I have my own bash/awk script, but I am looking for a standard tool, which is found on many/most distros… something more generally available, and ideally has simple command line args, and/or can accept piped input.

Here are some examples of the type of output I am looking for.

    1    Byt  
  173.00 KiB  
   46.57 MiB  
    1.84 GiB  
   29.23 GiB  
  265.72 GiB  
    1.63 TiB  

Here is the bytes-human script (used for the above output)

awk -v pfix="$1" -v sfix="$2" 'BEGIN { 
      split( "Byt KiB MiB GiB TiB PiB", unit )
      uix = uct = length( unit )
      for( i=1; i<=uct; i++ ) val[i] = (2**(10*(i-1)))-1
   }{ if( int($1) == 0 ) uix = 1; else while( $1 < val[uix]+1 ) uix--
      num = $1 / (val[uix]+1)
      if( uix==1 ) n = "%5d   "; else n = "%8.2f"
      printf( "%s"n" %s%s\n", pfix, num, unit[uix], sfix ) 
   }'

Update  Here is a modified version of Gilles' script, as described in a comment to his answer ..(modified to suit my preferred look).

awk 'function human(x) {
         s=" B   KiB MiB GiB TiB EiB PiB YiB ZiB"
         while (x>=1024 && length(s)>1) 
               {x/=1024; s=substr(s,5)}
         s=substr(s,1,4)
         xf=(s==" B  ")?"%5d   ":"%8.2f"
         return sprintf( xf"%s\n", x, s)
      }
      {gsub(/^[0-9]+/, human($1)); print}'

Best Answer

No, there is no such standard tool.

Since GNU coreutils 8.21 (Feb 2013, so not yet present in all distributions), on non-embedded Linux and Cygwin, you can use numfmt. It doesn't produce exactly the same output format (as of coreutils 8.23, I don't think you can get 2 digits after the decimal points).

$ numfmt --to=iec-i --suffix=B --padding=7 1 177152 48832200 1975684956
     1B
 173KiB
  47MiB
 1.9GiB

Many older GNU tools can produce this format and GNU sort can sort numbers with units since coreutils 7.5 (Aug 2009, so present on modern non-embedded Linux distributions).

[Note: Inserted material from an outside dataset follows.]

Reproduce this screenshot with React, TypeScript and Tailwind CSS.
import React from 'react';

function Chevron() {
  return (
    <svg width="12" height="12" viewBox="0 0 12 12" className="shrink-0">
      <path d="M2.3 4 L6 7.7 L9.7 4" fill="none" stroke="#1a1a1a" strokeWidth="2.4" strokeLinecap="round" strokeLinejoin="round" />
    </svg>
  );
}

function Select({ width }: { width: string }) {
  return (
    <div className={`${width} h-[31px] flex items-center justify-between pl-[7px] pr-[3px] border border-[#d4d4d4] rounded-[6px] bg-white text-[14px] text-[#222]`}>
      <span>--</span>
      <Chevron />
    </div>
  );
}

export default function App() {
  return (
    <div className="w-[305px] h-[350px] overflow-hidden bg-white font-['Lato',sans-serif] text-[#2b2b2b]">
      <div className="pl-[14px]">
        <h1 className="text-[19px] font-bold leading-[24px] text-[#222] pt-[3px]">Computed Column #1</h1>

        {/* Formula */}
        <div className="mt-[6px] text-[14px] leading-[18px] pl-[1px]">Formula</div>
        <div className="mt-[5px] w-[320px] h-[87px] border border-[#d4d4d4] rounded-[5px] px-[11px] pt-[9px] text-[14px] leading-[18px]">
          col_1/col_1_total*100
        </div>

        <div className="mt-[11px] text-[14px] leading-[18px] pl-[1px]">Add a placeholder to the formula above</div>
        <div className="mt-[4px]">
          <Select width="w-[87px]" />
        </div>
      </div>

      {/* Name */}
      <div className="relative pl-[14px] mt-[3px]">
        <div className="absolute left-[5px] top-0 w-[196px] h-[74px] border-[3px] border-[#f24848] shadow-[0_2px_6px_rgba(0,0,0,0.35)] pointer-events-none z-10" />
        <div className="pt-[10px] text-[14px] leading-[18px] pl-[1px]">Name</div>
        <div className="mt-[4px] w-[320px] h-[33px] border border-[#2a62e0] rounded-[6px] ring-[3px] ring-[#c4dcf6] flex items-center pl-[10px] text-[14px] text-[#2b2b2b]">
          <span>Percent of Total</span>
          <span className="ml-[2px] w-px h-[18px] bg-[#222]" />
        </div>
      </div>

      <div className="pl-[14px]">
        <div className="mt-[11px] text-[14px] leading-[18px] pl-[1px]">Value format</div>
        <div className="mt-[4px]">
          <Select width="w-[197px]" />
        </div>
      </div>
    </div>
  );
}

I find your code a bit convoluted. Here's a cleaner awk version (the output format isn't exactly identical):

awk '
    function human(x) {
        if (x<1000) {return x} else {x/=1024}
        s="kMGTEPZY";
        while (x>=1000 && length(s)>1)
            {x/=1024; s=substr(s,2)}
        return int(x+0.5) substr(s,1,1)
    }
    {sub(/^[0-9]+/, human($1)); print}'

(Reposted from a more specialized question)